La QPC. Les Sages avaient été saisis le 3 octobre 2019 par la Chambre criminelle (Cass. crim., 1er octobre 2019, n° 19-81.769, FS-D N° Lexbase : A5020ZQY). La question était formulée comme suit : «Les dispositions de l’article 38 ter de la loi du 29 juillet 1881, qui interdisent dès l’ouverture de l’audience des juridictions administratives ou judiciaires l’emploi de tout appareil permettant d’enregistrer, de fixer ou de transmettre la parole ou l’image, portent-elles atteinte au principe de nécessité des délits et des peines garanti aux articles 5 (N° Lexbase : L1369A9L) et 8 (N° Lexbase : L1372A9P) de la Déclaration des droits de l’Homme et du citoyen, et limitent-elles la liberté de communication garantie à l’article 11 (N° Lexbase : L1358A98) de ce texte de manière nécessaire, adaptée et proportionnée, alors qu’elles érigent en infraction pénale la captation de sons et d’images effectuée par des journalistes au cours d’un procès, qui est pourtant susceptible d’être effectuée sans troubler la sérénité des débats, sans porter une atteinte excessive aux droits des parties, ni menacer l’autorité et l’impartialité du pouvoir judiciaire ? ».
Griefs formulés. La requérante et l'association intervenante reprochaient à ces dispositions d'interdire tant l'utilisation d'un appareil photographique ou d'enregistrement sonore ou audiovisuel au cours des audiences des juridictions administratives ou judiciaires, que la cession ou la publication du document ou de l'enregistrement obtenu au moyen de cet appareil. Selon elles, l'évolution des techniques de captation et d'enregistrement ainsi que le pouvoir de police de l'audience du président de la juridiction suffiraient à assurer la sérénité des débats, la protection des droits des personnes et l'impartialité des magistrats. L'association intervenante dénonçait également le fait que le législateur n'ait pas prévu d'exception à cette interdiction afin de tenir compte de la liberté d'expression des journalistes et du «droit du public de recevoir des informations d'intérêt général». Il en résulterait une méconnaissance de la liberté d'expression et de communication. L'interdiction étant sanctionnée d'une peine d'amende, ces dispositions contreviendraient, pour les mêmes motifs, au principe de nécessité des délits et des peines.
Conformité. Reprenant les motifs précités, le Conseil constitutionnel considère que l'atteinte à l'exercice de la liberté d'expression et de communication qui résulte des dispositions contestées est nécessaire, adaptée et proportionnée aux objectifs poursuivis. Les dispositions contestées, qui ne méconnaissent pas non plus le principe de nécessité des délits et des peines, ni aucun autre droit ou liberté que la Constitution garantit, doivent donc être déclarées conformes à la Constitution.

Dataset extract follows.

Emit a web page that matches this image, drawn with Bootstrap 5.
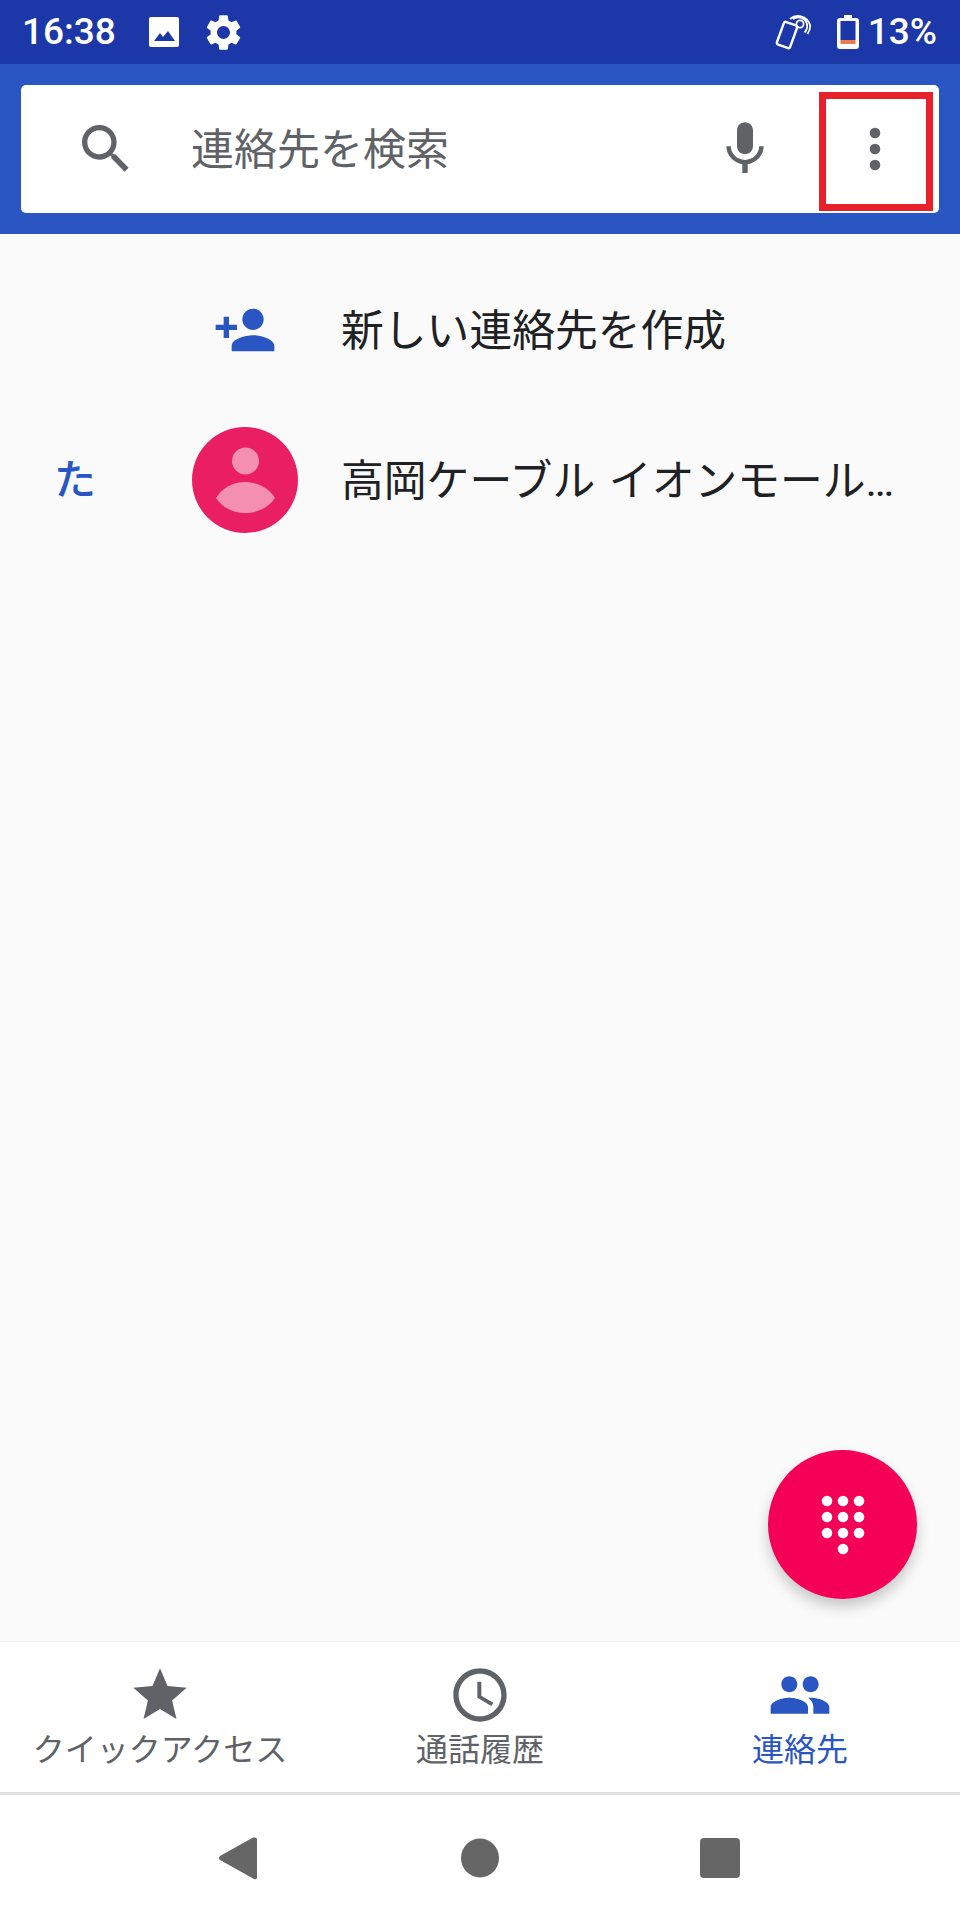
<!DOCTYPE html>
<html lang="ja">
<head>
    <meta charset="UTF-8">
    <meta name="viewport" content="width=device-width, initial-scale=1.0">
    <title>連絡先</title>
    <link href="https://cdn.jsdelivr.net/npm/bootstrap@5.3.3/dist/css/bootstrap.min.css" rel="stylesheet">
    <style>
        html, body {
            height: 100%;
            margin: 0;
        }

        body {
            font-family: Roboto, "Noto Sans CJK JP", sans-serif;
            background-color: #fafafa;
            color: #202124;
        }

        .screen {
            height: 1920px;
            position: relative;
            overflow: hidden;
        }

        .status-bar {
            height: 64px;
            background-color: #1c38a8;
            color: #fff;
            font-size: 37px;
            font-weight: 500;
            padding: 0 23px 0 22px;
        }

        .clock-text {
            width: 92px;
            margin-right: 34px;
        }

        .gallery-icon {
            margin-right: 22px;
        }

        .beam-icon {
            margin-right: 25px;
        }

        .battery-icon {
            margin-right: 9px;
        }

        .app-bar {
            height: 170px;
            background-color: #2a56c4;
            padding: 21px 21px;
        }

        .search-box {
            height: 128px;
            border-radius: 5px;
            position: relative;
        }

        .search-icon {
            margin-left: 53px;
            margin-right: 53px;
        }

        .search-text {
            font-size: 43px;
            color: #5f6368;
            padding-top: 2px;
        }

        .mic-icon {
            margin-right: 92px;
        }

        .more-dots {
            margin-right: 58px;
        }

        .red-frame {
            position: absolute;
            left: 798px;
            top: 7px;
            width: 114px;
            height: 119px;
            border: 7px solid #e8202a;
        }

        .contact-list {
            flex: 1;
        }

        .create-row {
            height: 96px;
            margin-top: 48px;
        }

        .person-row {
            height: 106px;
            margin-top: 49px;
        }

        .section-letter {
            width: 150px;
            text-align: center;
            font-size: 42px;
            font-weight: 500;
            color: #2a56c4;
        }

        .lead-slot {
            width: 106px;
            margin-left: 42px;
            margin-right: 43px;
        }

        .create-row .lead-slot {
            margin-left: 192px;
        }

        .row-text {
            font-size: 42.8px;
            color: #202124;
            padding-top: 3px;
            word-spacing: 3px;
        }

        .avatar-dot {
            width: 106px;
            height: 106px;
            display: block;
        }

        .dial-fab {
            position: absolute;
            left: 768px;
            top: 1450px;
            width: 149px;
            height: 149px;
            border-radius: 50%;
            background-color: #f50057;
            box-shadow: 0 8px 14px rgba(0, 0, 0, 0.2);
        }

        .tab-bar {
            height: 154px;
            background-color: #fff;
            border-top: 1px solid #eee;
            border-bottom: 3px solid #e0e0e0;
        }

        .tab-item {
            width: 320px;
            padding-top: 21px;
            color: #5f6368;
            font-size: 32px;
            line-height: 40px;
        }

        .tab-item svg {
            fill: #5f6368;
            display: block;
            margin-bottom: 3px;
        }

        .tab-active {
            color: #2a56c4;
        }

        .tab-active svg {
            fill: #2a56c4;
        }

        .sys-nav {
            height: 125px;
            background-color: #fff;
        }

        .sys-slot {
            width: 240px;
        }

        .back-icon {
            margin-right: 4px;
        }
    </style>
</head>
<body>
    <div class="screen d-flex flex-column">
        <!-- Status bar -->
        <div class="status-bar d-flex align-items-center">
            <span class="clock-text">16:38</span>
            <svg class="gallery-icon" width="32" height="32" viewBox="0 0 32 32"><path fill="#fff" fill-rule="evenodd" d="M3 1h26a2 2 0 0 1 2 2v26a2 2 0 0 1-2 2H3a2 2 0 0 1-2-2V3a2 2 0 0 1 2-2zm3 24h21l-7-10-5 6-3-4z"/></svg>
            <svg width="43" height="43" viewBox="0 0 24 24" fill="#fff"><path d="M19.14 12.94c.04-.3.06-.61.06-.94 0-.32-.02-.64-.07-.94l2.03-1.58c.18-.14.23-.41.12-.61l-1.92-3.32c-.12-.22-.37-.29-.59-.22l-2.39.96c-.5-.38-1.03-.7-1.62-.94l-.36-2.54c-.04-.24-.24-.41-.48-.41h-3.84c-.24 0-.43.17-.47.41l-.36 2.54c-.59.24-1.13.57-1.62.94l-2.39-.96c-.22-.08-.47 0-.59.22L2.74 8.87c-.12.21-.08.47.12.61l2.03 1.58c-.05.3-.09.63-.09.94s.02.64.07.94l-2.03 1.58c-.18.14-.23.41-.12.61l1.92 3.32c.12.22.37.29.59.22l2.39-.96c.5.38 1.03.7 1.62.94l.36 2.54c.05.24.24.41.48.41h3.84c.24 0 .44-.17.47-.41l.36-2.54c.59-.24 1.13-.56 1.62-.94l2.39.96c.22.08.47 0 .59-.22l1.92-3.32c.12-.22.07-.47-.12-.61l-2.01-1.58zM12 15.6c-1.98 0-3.6-1.62-3.6-3.6s1.62-3.6 3.6-3.6 3.6 1.62 3.6 3.6-1.62 3.6-3.6 3.6z"/></svg>
            <span class="ms-auto d-flex align-items-center">
                <svg class="beam-icon" width="38" height="36" viewBox="0 0 38 36" fill="none" stroke="#fff">
                    <rect x="6" y="9" width="14" height="24" rx="2" transform="rotate(20 13 21)" stroke-width="2.4"/>
                    <circle cx="26" cy="10" r="3.6" stroke-width="1.8"/>
                    <path d="M19 5a9 9 0 0 1 14 9c-.5 2-1 3-2.5 4.5M16 5a12.500 12.500 0 0 1 20 6c.5 3-.5 6-2.500 9" stroke-width="1.8"/>
                </svg>
                <svg class="battery-icon" width="22" height="34" viewBox="0 0 22 34">
                    <path fill="#fff" d="M7 0h8v3h4a3 3 0 0 1 3 3v25a3 3 0 0 1-3 3H3a3 3 0 0 1-3-3V6a3 3 0 0 1 3-3h4z"/>
                    <rect x="3.500" y="6" width="15" height="19" fill="#1c38a8"/>
                    <rect x="3.500" y="25" width="15" height="4" fill="#ef7a50"/>
                </svg>
                <span>13%</span>
            </span>
        </div>

        <!-- Search bar -->
        <div class="app-bar">
            <div class="search-box bg-white d-flex align-items-center">
                <svg class="search-icon" width="64" height="64" viewBox="0 0 24 24" fill="#5f6368"><path d="M15.500 14h-.79l-.28-.27C15.410 12.590 16 11.110 16 9.500 16 5.910 13.090 3 9.500 3S3 5.910 3 9.500 5.910 16 9.500 16c1.610 0 3.090-.59 4.230-1.570l.27.280v.79l5 4.990L20.490 19l-4.990-5zm-6 0C7.010 14 5 11.990 5 9.500S7.010 5 9.500 5 14 7.010 14 9.500 11.990 14 9.500 14z"/></svg>
                <span class="search-text flex-grow-1">連絡先を検索</span>
                <svg class="mic-icon" width="64" height="64" viewBox="0 0 24 24" fill="#5f6368"><path d="M12 14c1.660 0 2.990-1.340 2.990-3L15 5c0-1.660-1.340-3-3-3S9 3.340 9 5v6c0 1.660 1.340 3 3 3zm5.300-3c0 3-2.540 5.100-5.300 5.100S6.700 14 6.700 11H5c0 3.410 2.720 6.230 6 6.720V21h2v-3.280c3.280-.48 6-3.300 6-6.720h-1.700z"/></svg>
                <svg class="more-dots" width="12" height="44" viewBox="0 0 12 44" fill="#5f6368"><circle cx="6" cy="6" r="5.300"/><circle cx="6" cy="22" r="5.300"/><circle cx="6" cy="38" r="5.300"/></svg>
                <div class="red-frame"></div>
            </div>
        </div>

        <!-- Contacts -->
        <div class="contact-list">
            <div class="create-row d-flex align-items-center">
                <div class="lead-slot d-flex justify-content-center">
                    <svg width="64" height="64" viewBox="0 0 24 24" fill="#2a56c4"><path d="M15 12c2.210 0 4-1.790 4-4s-1.790-4-4-4-4 1.790-4 4 1.790 4 4 4zm-9-2V7H4v3H1v2h3v3h2v-3h3v-2H6zm9 4c-2.670 0-8 1.340-8 4v2h16v-2c0-2.660-5.330-4-8-4z"/></svg>
                </div>
                <span class="row-text">新しい連絡先を作成</span>
            </div>
            <div class="person-row d-flex align-items-center">
                <div class="section-letter">た</div>
                <div class="lead-slot">
                    <svg class="avatar-dot" viewBox="0 0 106 106">
                        <circle cx="53" cy="53" r="53" fill="#e91e63"/>
                        <circle cx="53.500" cy="34" r="13.500" fill="#f48fb1"/>
                        <path fill="#f48fb1" d="M24 71c6-10 17-16 29-16s24 6 30 16c-6 9-17 15-30 15s-23-6-29-15z"/>
                    </svg>
                </div>
                <span class="row-text">高岡ケーブル イオンモール…</span>
            </div>
        </div>

        <!-- Dial pad button -->
        <div class="dial-fab d-flex align-items-center justify-content-center">
            <svg width="44" height="60" viewBox="0 0 44 60" fill="#fff">
                <circle cx="6" cy="6" r="5.300"/><circle cx="22" cy="6" r="5.300"/><circle cx="38" cy="6" r="5.300"/>
                <circle cx="6" cy="22" r="5.300"/><circle cx="22" cy="22" r="5.300"/><circle cx="38" cy="22" r="5.300"/>
                <circle cx="6" cy="38" r="5.300"/><circle cx="22" cy="38" r="5.300"/><circle cx="38" cy="38" r="5.300"/>
                <circle cx="22" cy="54" r="5.300"/>
            </svg>
        </div>

        <!-- Tabs -->
        <div class="tab-bar d-flex">
            <div class="tab-item d-flex flex-column align-items-center">
                <svg width="64" height="64" viewBox="0 0 24 24"><path d="M12 17.270L18.180 21l-1.640-6.970L22 9.240l-7.190-.61L12 2 9.190 8.630 2 9.240l5.460 4.790L5.820 21z"/></svg>
                <span>クイックアクセス</span>
            </div>
            <div class="tab-item d-flex flex-column align-items-center">
                <svg width="64" height="64" viewBox="0 0 24 24"><path d="M11.990 2C6.470 2 2 6.480 2 12s4.470 10 9.990 10C17.520 22 22 17.520 22 12S17.520 2 11.990 2zM12 20c-4.420 0-8-3.580-8-8s3.580-8 8-8 8 3.580 8 8-3.580 8-8 8z"/><path d="M12.500 7H11v6l5.250 3.150.75-1.230-4.500-2.670z"/></svg>
                <span>通話履歴</span>
            </div>
            <div class="tab-item tab-active d-flex flex-column align-items-center">
                <svg width="64" height="64" viewBox="0 0 24 24"><path d="M16 11c1.660 0 2.990-1.340 2.990-3S17.660 5 16 5c-1.660 0-3 1.340-3 3s1.340 3 3 3zm-8 0c1.660 0 2.990-1.340 2.990-3S9.660 5 8 5C6.340 5 5 6.340 5 8s1.340 3 3 3zm0 2c-2.330 0-7 1.170-7 3.500V19h14v-2.500c0-2.330-4.670-3.500-7-3.500zm8 0c-.29 0-.62.020-.97.050 1.160.84 1.970 1.970 1.970 3.450V19h6v-2.500c0-2.330-4.670-3.500-7-3.500z"/></svg>
                <span>連絡先</span>
            </div>
        </div>

        <!-- System navigation -->
        <div class="sys-nav d-flex align-items-center justify-content-center">
            <div class="sys-slot d-flex justify-content-center">
                <svg class="back-icon" width="38" height="44" viewBox="0 0 38 44" fill="#666"><path d="M36 1.500a2 2 0 0 1 2 1.500v38a2 2 0 0 1-3 2L1 24a2.500 2.500 0 0 1 0-4L34 1.500z"/></svg>
            </div>
            <div class="sys-slot d-flex justify-content-center">
                <svg width="38" height="40" viewBox="0 0 38 40" fill="#666"><ellipse cx="19" cy="20" rx="19" ry="19.500"/></svg>
            </div>
            <div class="sys-slot d-flex justify-content-center">
                <svg width="40" height="40" viewBox="0 0 40 40" fill="#666"><rect width="40" height="40" rx="4"/></svg>
            </div>
        </div>
    </div>

    <script src="https://cdn.jsdelivr.net/npm/bootstrap@5.3.3/dist/js/bootstrap.bundle.min.js"></script>
</body>
</html>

Et les live-tweet ? Il nous semble que le Conseil ne condamne pas cette pratique puisqu’il énonce que l’interdiction litigieuse ne prive pas le public, et en particulier les journalistes, de la possibilité de rendre compte des débats par tout autre moyen, y compris pendant leur déroulement, sous réserve (évidemment) du pouvoir de police du président de la formation de jugement.